You call it lies, deception, and manipulation. What lies are you claiming? The prior administration (Clinton) also indicated that Saddam had WMD. He denied UN inspection for approx. 12 yrs., and made his country suffer under sanctions. Do you think he did this because he had destroyed the WMDs but did not want to tell anyone.

I say turn the country over to the Iraqis on the set time table and let them govern themselves for once. You address other countries in the region. I only spoke of one. The one the posting was addressing. Hopefully, Irag can become a example of freedom for change throughout the region. You should question why the countries surrounding Iraq are trying to destabilize it before a democracy is established in the region.

You also need to brush up on your history. Iraq's standard of living had declined long before the first Gulf War (decades).


----------



## MoeMZA (Feb 19, 2004)

Please show how I displayed hatred for my country. Please!

Why would I live here. Don't forget, this country was built on dissent. It's time to rebuild.

Forget brushing up on history, my neighbor worked in Iraq for 8 years for a French oil company, I'll take his word. Besides, they in fact did have a high standard of living.


----------



## Death in #'s (Apr 29, 2003)

dam thats a sad pic
good luck to the people that are there right now


----------



## LEON (Dec 5, 2003)

Well if your friend worked during the UN sanction, of course the standard dropped. Thanks to Saddam not letting inspectors in. I'm talking about preSaddam and post. The French Gov. has responsiblity for the status of Iraq for supporting illegal oil for food programs that helped Saddam stay in power and only hurt his populace.

In regards to your hatred to the country. Comments like being the worst terrorists, etc. If I mistakenly blamed you for someone elses comments then let me know and I'll apologize.

Dissent is fine, but should be rationally controled.


----------



## Scoria (Mar 24, 2004)

Enriqo_Suavez said:


> And he didn't institute a tax cut thats helped millions of Americans either. Dang, wrong again...
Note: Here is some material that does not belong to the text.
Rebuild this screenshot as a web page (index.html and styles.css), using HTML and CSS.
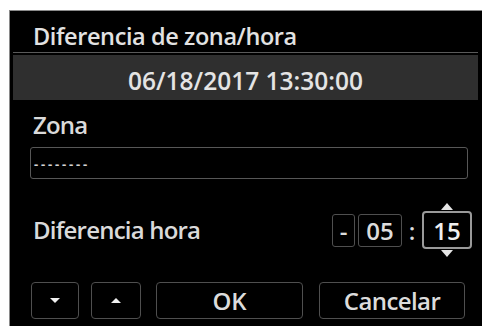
FILE: index.html
```html
<!DOCTYPE html>
<html lang="es">
<head>
<meta charset="utf-8">
<link rel="stylesheet" href="styles.css">
</head>
<body>
<div class="panel">
  <div class="title">Diferencia de zona/hora</div>
  <div class="sep"></div>
  <div class="datebar">06/18/2017 13:30:00</div>
  <div class="content">
    <div class="label zona">Zona</div>
    <div class="input"><span class="dashes">--------</span></div>
    <div class="diff-row">
      <div class="label">Diferencia hora</div>
      <div class="controls">
        <div class="box sign">-</div>
        <div class="box hh">05</div>
        <div class="colon">:</div>
        <div class="box mm selected">
          15
          <span class="arrow up"></span>
          <span class="arrow down"></span>
        </div>
      </div>
    </div>
    <div class="buttons">
      <div class="btn small"><span class="tri tri-down"></span></div>
      <div class="btn small up-btn"><span class="tri tri-up"></span></div>
      <div class="btn ok">OK</div>
      <div class="btn cancel">Cancelar</div>
    </div>
  </div>
</div>
</body>
</html>
```

FILE: styles.css
```css
html, body {
  margin: 0;
  padding: 0;
  background: #ffffff;
}
body {
  width: 482px;
  height: 326px;
  overflow: hidden;
  font-family: "Open Sans", "Noto Sans", sans-serif;
  font-weight: 600;
}
.panel {
  margin-left: 9px;
  margin-top: 10px;
  width: 473px;
  height: 316px;
  background: #000;
  border-top: 1px solid #8a8a8a;
  border-left: 1px solid #8a8a8a;
  box-sizing: border-box;
  color: #dcdcdc;
  display: flex;
  flex-direction: column;
}
.title {
  height: 41px;
  box-sizing: border-box;
  padding-left: 23px;
  padding-top: 11px;
  font-size: 23.5px;
  line-height: 29px;
  color: #e2e2e2;
  letter-spacing: -0.4px;
}
.sep {
  height: 1px;
  margin: 0 4px 0 3px;
  background: #5a5a5a;
}
.datebar {
  height: 45px;
  margin: 2px 4px 0 3px;
  background: #2f2f2f;
  text-align: center;
  font-size: 24.5px;
  line-height: 45px;
  padding-top: 3px;
  box-sizing: border-box;
  color: #e4e4e4;
  letter-spacing: 0;
}
.content {
  padding: 0 10px 0 20px;
  display: flex;
  flex-direction: column;
}
.label {
  font-size: 24px;
  line-height: 32px;
  color: #dadada;
  letter-spacing: -0.8px;
}
.zona {
  margin-top: 9px;
  padding-left: 3px;
}
.input {
  margin-top: 6px;
  margin-right: 4px;
  height: 32px;
  box-sizing: border-box;
  border: 1px solid #575757;
  border-radius: 3px;
  display: flex;
  align-items: center;
  padding-left: 3px;
}
.dashes {
  font-size: 13px;
  line-height: 10px;
  letter-spacing: 2.8px;
  font-weight: bold;
  color: #d4d4d4;
  margin-top: 2px;
}
.diff-row {
  margin-top: 32px;
  height: 38px;
  display: flex;
  align-items: center;
  justify-content: space-between;
  padding-left: 3px;
}
.controls {
  display: flex;
  align-items: center;
}
.box {
  height: 33px;
  box-sizing: border-box;
  border: 1px solid #4f4f4f;
  border-radius: 3px;
  display: flex;
  align-items: center;
  justify-content: center;
  font-size: 24px;
  color: #dcdcdc;
  position: relative;
}
.sign {
  width: 23px;
}
.hh {
  width: 44px;
  margin-left: 3px;
}
.colon {
  width: 20px;
  text-align: center;
  font-size: 24px;
  line-height: 33px;
}
.mm {
  width: 50px;
  height: 38px;
  border: 2px solid #9a9a9a;
  border-radius: 4px;
  color: #f0f0f0;
}
.arrow {
  position: absolute;
  left: 50%;
  width: 0;
  height: 0;
  margin-left: -6px;
  border-left: 6px solid transparent;
  border-right: 6px solid transparent;
}
.arrow.up {
  top: -10px;
  border-bottom: 7px solid #e6e6e6;
}
.arrow.down {
  bottom: -10px;
  border-top: 7px solid #e6e6e6;
}
.buttons {
  margin-top: 33px;
  margin-left: 1px;
  display: flex;
  height: 37px;
}
.btn {
  height: 37px;
  box-sizing: border-box;
  border: 1px solid #4f4f4f;
  border-radius: 4px;
  display: flex;
  align-items: center;
  justify-content: center;
  font-size: 24px;
  color: #dcdcdc;
}
.small {
  width: 48px;
}
.up-btn {
  width: 50px;
  margin-left: 12px;
}
.ok {
  width: 147px;
  margin-left: 15px;
}
.cancel {
  width: 146px;
  margin-left: 16px;
  letter-spacing: -0.6px;
}
.tri {
  width: 0;
  height: 0;
  border-left: 5px solid transparent;
  border-right: 5px solid transparent;
}
.tri-down {
  border-top: 5px solid #f0f0f0;
}
.tri-up {
  border-bottom: 5px solid #f0f0f0;
}
```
Unless you are among the wealthiest one percent of Americans, it probably didn't help _you_.


----------



## LEON (Dec 5, 2003)

moeMZA,
The comments that I attributed to you came from another member, therefor I apologize for my prior comment.
Leon


----------



## TRINHSTA (Mar 1, 2004)

you gotta understand how the soldiers parents feel and the war in meaningless because wat did we get since the first day of war? the gas price is still going up! have to waste so much money on gas. and i dont think bush gives a sh*t bout iraqi ppl suffering


----------



## ChIdOrI (Apr 18, 2004)

You people who support Bush piss me off. Honestly, what _major_ good has he done for our country? Look at the soldiers out there dying 'cause of Bush's oil sh*t. I mean c'mon why won't he just leave Iraq alone, let them handle their own problems. What if someone came into your home and tried handling your sh*t?


----------



## Enriqo_Suavez (Mar 31, 2004)

The Iraqi war is so far from being about oil that its not even worth arguing about... Why do you think that no respectable organization with merit says anything at all in that respect?
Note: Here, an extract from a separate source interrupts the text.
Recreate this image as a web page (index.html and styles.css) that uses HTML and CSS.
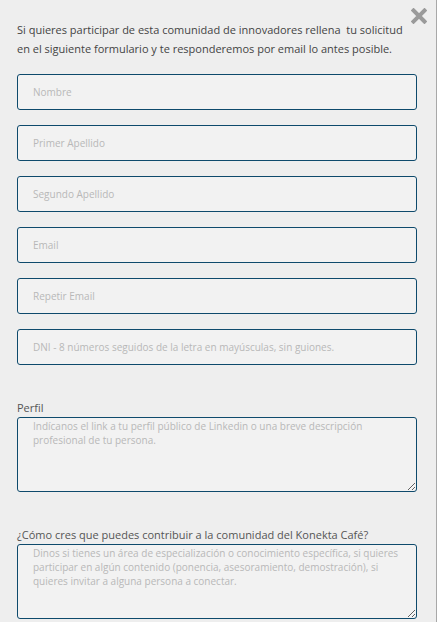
FILE: index.html
```html
<!DOCTYPE html>
<html lang="es">
<head>
    <meta charset="UTF-8">
    <meta name="viewport" content="width=device-width, initial-scale=1.0">
    <title>Konekta Café</title>
    <link rel="stylesheet" href="styles.css">
</head>
<body>
    <div class="modal">
        <span class="close">
            <svg width="16" height="16" viewBox="0 0 16 16">
                <path d="M2.5 2.5 L13.5 13.5 M13.5 2.5 L2.5 13.5" stroke="#9a9a9a" stroke-width="4" stroke-linecap="square"/>
            </svg>
        </span>
        <p class="intro">Si quieres participar de esta comunidad de innovadores rellena &nbsp;tu solicitud en el siguiente formulario y te responderemos por email lo antes posible.</p>
        <form class="form">
            <input type="text" placeholder="Nombre">
            <input type="text" placeholder="Primer Apellido">
            <input type="text" placeholder="Segundo Apellido">
            <input type="email" placeholder="Email">
            <input type="email" placeholder="Repetir Email">
            <input type="text" placeholder="DNI - 8 números seguidos de la letra en mayúsculas, sin guiones.">

            <div class="field">
                <label>Perfil</label>
                <textarea placeholder="Indícanos el link a tu perfil público de Linkedin o una breve descripción profesional de tu persona."></textarea>
            </div>
            <div class="field">
                <label>¿Cómo cres que puedes contribuir a la comunidad del Konekta Café?</label>
                <textarea placeholder="Dinos si tienes un área de especialización o conocimiento específica, si quieres participar en algún contenido (ponencia, asesoramiento, demostración), si quieres invitar a alguna persona a conectar."></textarea>
            </div>
        </form>
    </div>
</body>
</html>
```

FILE: styles.css
```css
* {
    box-sizing: border-box;
}

body {
    margin: 0;
    background-color: #eeeeee;
    font-family: "Open Sans", sans-serif;
    overflow: hidden;
}

.modal {
    position: relative;
    height: 622px;
    padding: 20px 20px 0 17px;
    border-right: 1px solid #a8a8a8;
}

.close {
    position: absolute;
    top: 7px;
    right: 9px;
}

.intro {
    margin: 0;
    font-size: 11px;
    line-height: 19px;
    color: #444;
}

.form {
    margin-top: 16px;
}

input,
textarea {
    display: block;
    width: 400px;
    border: 1px solid #0e4a6c;
    border-radius: 3px;
    background-color: #f2f2f2;
    font-family: "Open Sans", sans-serif;
    font-size: 10px;
    color: #444;
    padding-left: 15px;
    outline: none;
}

input {
    height: 36px;
    margin-bottom: 15px;
}

textarea {
    height: 75px;
    padding-top: 1px;
    line-height: 14px;
    resize: vertical;
}

::placeholder {
    color: #b8b8b8;
}

.field {
    margin-top: 34px;
}

label {
    display: block;
    font-size: 11px;
    line-height: 18px;
    color: #555;
}
```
Scoria, as far as the top 1% of Americans being the only ones to recieve direct benefits from the tax cut... you are ill informed. FURTHERMORE, do you understand that 50% of Americans pay over 99% of the taxes in America?


----------



## SERRAPYGO (Feb 4, 2003)

> Unlike yourself, I didn't support sending troops over to a war built on lies, deception, and manipulation


Who lied? Who decieved? Who manipulated? I keep seeing you post the same thing over and over. Details please. Gawd! you're like Kerry..."I have a plan for this conflict in Iraq" But what the hell is it?
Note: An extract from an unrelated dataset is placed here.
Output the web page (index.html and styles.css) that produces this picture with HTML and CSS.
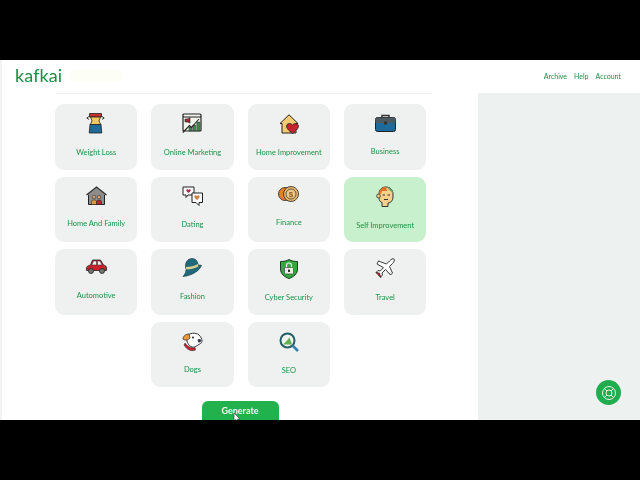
FILE: index.html
```html
<!DOCTYPE html>
<html lang="en">
<head>
<meta charset="utf-8">
<title>Kafkai</title>
<link rel="stylesheet" href="styles.css">
</head>
<body>
<div class="stage">
  <header class="topbar">
    <div class="brand"><span class="logo">kafkai</span><span class="logo-glow"></span></div>
    <nav class="nav"><a>Archive</a><a>Help</a><a>Account</a></nav>
  </header>
  <div class="content">
    <main class="main">
      <div class="panel">
        <div class="grid">
          <div class="card">
            <div class="slot"><svg width="20" height="21" viewBox="0 0 20 21"><path d="M3.500.5h12v3.500h-12z" fill="#c8312c" stroke="#222" stroke-width=".8"/><path d="M4.500 4h10l-1.500 4 2 4H4l2-4z" fill="#f2c75c" stroke="#222" stroke-width=".8"/><path d="M4 11.500h11l.8 8.500H3.200z" fill="#1f6a96" stroke="#222" stroke-width=".8"/><path d="M3 3.500.8 5 3 6.500M16 3.500 18.200 5 16 6.500" fill="none" stroke="#222" stroke-width=".9"/></svg></div>
            <span class="label">Weight Loss</span>
          </div>
          <div class="card">
            <div class="slot"><svg width="20" height="20" viewBox="0 0 20 20"><rect x="1" y="1" width="18" height="17" rx="1" fill="#f4f4ee" stroke="#222" stroke-width="1.200"/><path d="M1 4h18" stroke="#222"/><path d="M3 6h2.500l2.500-1.500V10L5.500 9H3z" fill="#a52a3a" stroke="#222" stroke-width=".6"/><path d="M7 18v-4h2.800v4zM10.800 18v-6h2.800v6zM14.800 18V9h3v9z" fill="#3d8a4a" stroke="#222" stroke-width=".5"/><path d="M.8 19.500 7.500 12.500l2 2L17 6" fill="none" stroke="#222" stroke-width="1.100"/></svg></div>
            <span class="label">Online Marketing</span>
          </div>
          <div class="card">
            <div class="slot slot-low"><svg width="20" height="20" viewBox="0 0 20 20"><path d="M10 .8 1 9.500h2V19h14V9.500h2z" fill="#f4cb72" stroke="#222" stroke-linejoin="round"/><path d="M13.500 19.500C9 16 7.500 14 7.500 12c0-2.500 4-3.500 6-1 2-2.500 6-1.500 6 1 0 2-1.500 4-6 7.500z" fill="#c5232f" stroke="#222" stroke-width=".8"/></svg></div>
            <span class="label">Home Improvement</span>
          </div>
          <div class="card">
            <div class="slot slot-low"><svg width="21" height="18" viewBox="0 0 21 18"><path d="M7 4V1.500h7V4" fill="none" stroke="#333" stroke-width="1.500"/><rect x=".5" y="3.500" width="20" height="14" rx="2" fill="#1c6b9a" stroke="#222"/><path d="M.5 5.500a2 2 0 0 1 2-2h16a2 2 0 0 1 2 2V9H.5z" fill="#4b5a63"/><rect x="9" y="7.500" width="3" height="3" fill="#333"/></svg></div>
            <span class="label lift-1">Business</span>
          </div>

          <div class="card">
            <div class="slot"><svg width="21" height="19" viewBox="0 0 21 19"><path d="M2.500 8h16v10.500h-16z" fill="#8d8d8d" stroke="#222"/><path d="M.5 9 10.500 1l10 8" fill="#8d8d8d" stroke="#333" stroke-width="1.300"/><circle cx="8" cy="11" r="1.800" fill="#d8a06a" stroke="#222" stroke-width=".5"/><circle cx="13" cy="11" r="1.800" fill="#d8a06a" stroke="#222" stroke-width=".5"/><path d="M5.500 18.500v-3c0-2 5-2 5 0v3z" fill="#dd9a3b" stroke="#222" stroke-width=".5"/><path d="M10.500 18.500v-3c0-2 5-2 5 0v3z" fill="#b5262e" stroke="#222" stroke-width=".5"/></svg></div>
            <span class="label lift-2">Home And Family</span>
          </div>
          <div class="card">
            <div class="slot"><svg width="21" height="20" viewBox="0 0 21 20"><path d="M1 1h11v8H6l-2 2.500V9H1z" fill="#fff" stroke="#222"/><path d="M6.500 7C4 5.300 4 3.700 4.800 3.300c.7-.3 1.300 0 1.700.6.400-.6 1-.9 1.700-.6C9 3.700 9 5.300 6.500 7z" fill="#a52a4a"/><path d="M10 7h10.500v9.500H17v3l-3-3h-4z" fill="#fff" stroke="#222"/><path d="M15 14c-3-2-3-4-2.200-4.500.8-.4 1.700 0 2.200.7.500-.7 1.400-1.100 2.200-.7.800.5.800 2.500-2.200 4.500z" fill="#c08850"/></svg></div>
            <span class="label lift-1">Dating</span>
          </div>
          <div class="card">
            <div class="slot"><svg width="21" height="16" viewBox="0 0 21 16"><circle cx="7" cy="8" r="6.500" fill="#e87f25" stroke="#222" stroke-width=".8"/><circle cx="13" cy="8" r="7.500" fill="#edb86a" stroke="#222" stroke-width=".8"/><circle cx="13" cy="8" r="5" fill="#f2c98a" stroke="#222" stroke-width=".7"/><text class="coin" x="13" y="10.500" text-anchor="middle">$</text></svg></div>
            <span class="label lift-3">Finance</span>
          </div>
          <div class="card card-active">
            <div class="slot"><svg width="18" height="21" viewBox="0 0 18 21"><path d="M3 8c0-4.500 3-7 7-7s7 3 7 7v3c0 3-2 6-5 6v3.500H6v-4c-2-.500-3-2.500-3-4.500z" fill="#f6cf8a" stroke="#222" stroke-width=".9"/><path d="M3 8c0-4.500 3-7 7-7l1 4H6l-1 3z" fill="#e0702a"/><path d="M10.500 1c3.500 0 6.500 3 6.500 6l-3.500-3z" fill="#5fa35a"/><circle cx="2.500" cy="10" r="1.900" fill="#f6cf8a" stroke="#222" stroke-width=".7"/><path d="M6.500 9h2.500M11.500 9H14M8 13.500h4" stroke="#222" stroke-width=".9" fill="none"/></svg></div>
            <span class="label">Self Improvement</span>
          </div>

          <div class="card">
            <div class="slot slot-low"><svg width="21" height="15" viewBox="0 0 21 15"><path d="M.5 11V8.500C1 7 3 6.500 4.500 6L6.500 1h8l3 5c2 .5 3 1.500 3 3v2.500H.5z" fill="#c9202c" stroke="#222" stroke-width=".8"/><path d="M7.500 2h3v4H5.800zM11.500 2h2.500L16 6h-4.500z" fill="#f2f2f2" stroke="#222" stroke-width=".5"/><circle cx="5" cy="12" r="2.500" fill="#777" stroke="#222" stroke-width=".8"/><circle cx="16" cy="12" r="2.500" fill="#777" stroke="#222" stroke-width=".8"/></svg></div>
            <span class="label lift-2">Automotive</span>
          </div>
          <div class="card">
            <div class="slot"><svg width="20" height="19" viewBox="0 0 20 19"><path d="M3.500 9C3 4 6 .5 10 .5s6 3 6 6.500c1.500 0 3.500 0 3.500.5-1 2.500-3 5-6.500 7-3 2-7 3.500-12 4C3 16 5 13 3.500 9z" fill="#1f6a7c" stroke="#14343c" stroke-width=".6"/><path d="M4 9c4 0 9-1 12-3l.3 2.500C13 10.500 8 11.500 4.300 11.500z" fill="#ddd08a"/></svg></div>
            <span class="label lift-1">Fashion</span>
          </div>
          <div class="card">
            <div class="slot slot-low"><svg width="18" height="20" viewBox="0 0 18 20"><path d="M9 .5C11.500 2 14 2.500 17.500 2.500V10c0 5-4 8-8.500 9.500C4.500 18 .5 15 .5 10V2.500C4 2.500 6.500 2 9 .5z" fill="#35a93f" stroke="#1d3b22"/><path d="M6.500 9V6.500a2.500 2.500 0 0 1 5 0V9" fill="none" stroke="#eee" stroke-width="1.200"/><rect x="4.500" y="8.500" width="9" height="6.500" rx="1" fill="#eef0e8" stroke="#333" stroke-width=".6"/><rect x="8" y="10.500" width="2" height="2.500" fill="#333"/></svg></div>
            <span class="label">Cyber Security</span>
          </div>
          <div class="card">
            <div class="slot"><svg width="20" height="21" viewBox="0 0 20 21"><path d="M19 1c.8 1 0 3-1.500 4.500l-3 3 3 6.500-2 2L10.500 11.500 7 15l.5 2-2 2-1.200-3.300L1 14.500l2-2 2.200.5 3.300-3.300L2 6 3.500 3l8 3 3-3C16 1.500 18 0 19 1z" fill="#fff" stroke="#222" stroke-width=".9"/><path d="M1 14.500 4.500 15l1.500 5L4 18z" fill="#b5262e" stroke="#222" stroke-width=".5"/></svg></div>
            <span class="label">Travel</span>
          </div>

          <div class="card card-skip">
            <div class="slot slot-low"><svg width="21" height="20" viewBox="0 0 21 20"><path d="M5 4c2-3 9-4 12-1 2 2 3 4 3 6s-2 3-4 4l-3 2c-4 1-7-2-8-6z" fill="#fff" stroke="#222" stroke-width=".9"/><path d="M1 7c0-3 3-5 6-5l1 4c-2 2-5 3-7 1z" fill="#e9983a" stroke="#222" stroke-width=".7"/><path d="M3 11c2 3 6 6 10 4.500l.5 2.500c-5 2-9-1-11.500-5z" fill="#c5232f" stroke="#222" stroke-width=".5"/><circle cx="11" cy="5.500" r="1" fill="#222"/><path d="M15.500 8c1-1.500 3-1.500 3.500 0s-1 3-2.500 2.500z" fill="#2b3a4a"/></svg></div>
            <span class="label lift-1">Dogs</span>
          </div>
          <div class="card">
            <div class="slot slot-low"><svg width="20" height="20" viewBox="0 0 20 20"><circle cx="8.500" cy="8.500" r="7" fill="#eef3ee" stroke="#265c66" stroke-width="2"/><path d="M4 12.500 7.500 9l3-3.500L13 12.500z" fill="#63b04f"/><path d="M13.500 13.500l5.500 5.500" stroke="#3a82ad" stroke-width="2.600"/></svg></div>
            <span class="label">SEO</span>
          </div>
        </div>
      </div>
      <button class="generate" type="button">Generate</button>
    </main>
    <aside class="aside"></aside>
  </div>
  <div class="help"><svg width="16" height="16" viewBox="0 0 16 16" fill="none" stroke="#e6f6ea" stroke-width="1"><circle cx="8" cy="8" r="6.500"/><circle cx="8" cy="8" r="3"/><path d="M3.500 3.500l2.500 2.500M12.500 3.500 10 6M3.500 12.500 6 10M12.500 12.500 10 10"/></svg></div>
  <svg class="cursor" width="8" height="10" viewBox="0 0 8 10"><path d="M1 0v8l2-1.500L4.500 10l1.500-.7L4.500 6H7z" fill="#fff" stroke="#333" stroke-width=".6"/></svg>
</div>
</body>
</html>
```

FILE: styles.css
```css
* { box-sizing: border-box; }
html, body { margin: 0; height: 100%; background: #000; overflow: hidden; }
body { padding: 60px 0; }

.stage {
  position: relative;
  height: 360px;
  display: flex;
  flex-direction: column;
  overflow: hidden;
  background: #fff;
  border-left: 2px solid #f1f4f3;
  font-family: "Lato", sans-serif;
  filter: blur(.3px);
}

.topbar {
  flex: 0 0 33px;
  display: flex;
  align-items: center;
  justify-content: space-between;
  padding: 0 19px 3px 13px;
}
.brand { display: flex; align-items: center; gap: 8px; }
.logo {
  font-family: "Lato", sans-serif;
  font-size: 18px;
  letter-spacing: .1px;
  line-height: 20px;
  color: #1a8f42;
}
.logo-glow { width: 52px; height: 11px; border-radius: 6px; background: #fdfef5; }
.nav { display: flex; gap: 7px; margin-top: 2px; }
.nav a { font-size: 7px; color: #1f9147; }

.content { flex: 1; display: flex; min-height: 0; }
.main {
  flex: 0 0 476px;
  display: flex;
  flex-direction: column;
  align-items: center;
}
.panel {
  align-self: flex-start;
  width: 378px;
  margin-left: 53px;
  padding-top: 10px;
  border-top: 1px solid #f3f5f4;
}
.grid {
  display: grid;
  grid-template-columns: repeat(4, 82.330px);
  grid-auto-rows: 65.500px;
  gap: 7px 14px;
}
.card {
  display: flex;
  flex-direction: column;
  align-items: center;
  padding-top: 9px;
  border-radius: 9px;
  background: #eef1f0;
}
.card-active { background: #c9f0cd; }
.card-skip { grid-column-start: 2; }

.slot { height: 35px; flex: none; }
.slot svg { display: block; }
.slot-low { padding-top: 1px; }

.label {
  font-size: 7.500px;
  line-height: 10px;
  color: #1f9147;
  white-space: nowrap;
}
.lift-1 { margin-top: -1px; }
.lift-2 { margin-top: -2px; }
.lift-3 { margin-top: -3px; }

.coin { font: 700 8px "Liberation Sans", sans-serif; fill: #8a5a20; }

.generate {
  flex: none;
  width: 77px;
  height: 24px;
  margin-top: 14px;
  padding: 0 0 5px;
  border: 0;
  border-radius: 6px;
  background: #21b14d;
  color: #f2fbf4;
  font: 700 9px "Lato", sans-serif;
}

.aside { flex: 1; background: #edf1f0; }

.help {
  position: absolute;
  left: 594px;
  top: 320px;
  width: 25px;
  height: 25px;
  display: flex;
  align-items: center;
  justify-content: center;
  border-radius: 50%;
  background: #21ad4e;
}
.cursor { position: absolute; left: 231px; top: 353px; }
```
> You did, shows how much you support the troops.


No, goes to show how much YOU support the troops. Do you really think they would be happy reading this? It would be a total slap in the face and an insult to them.



> And keep in mind, the people of Iraq had one of the highest standards of living in the world before Gulf War I.


At gun point.


----------



## ChIdOrI (Apr 18, 2004)

Kerry's not going to tell his plan straight out. He's saying it to get votes.



> No, goes to show how much YOU support the troops. Do you really think they would be happy reading this? It would be a total slap in the face and an insult to them.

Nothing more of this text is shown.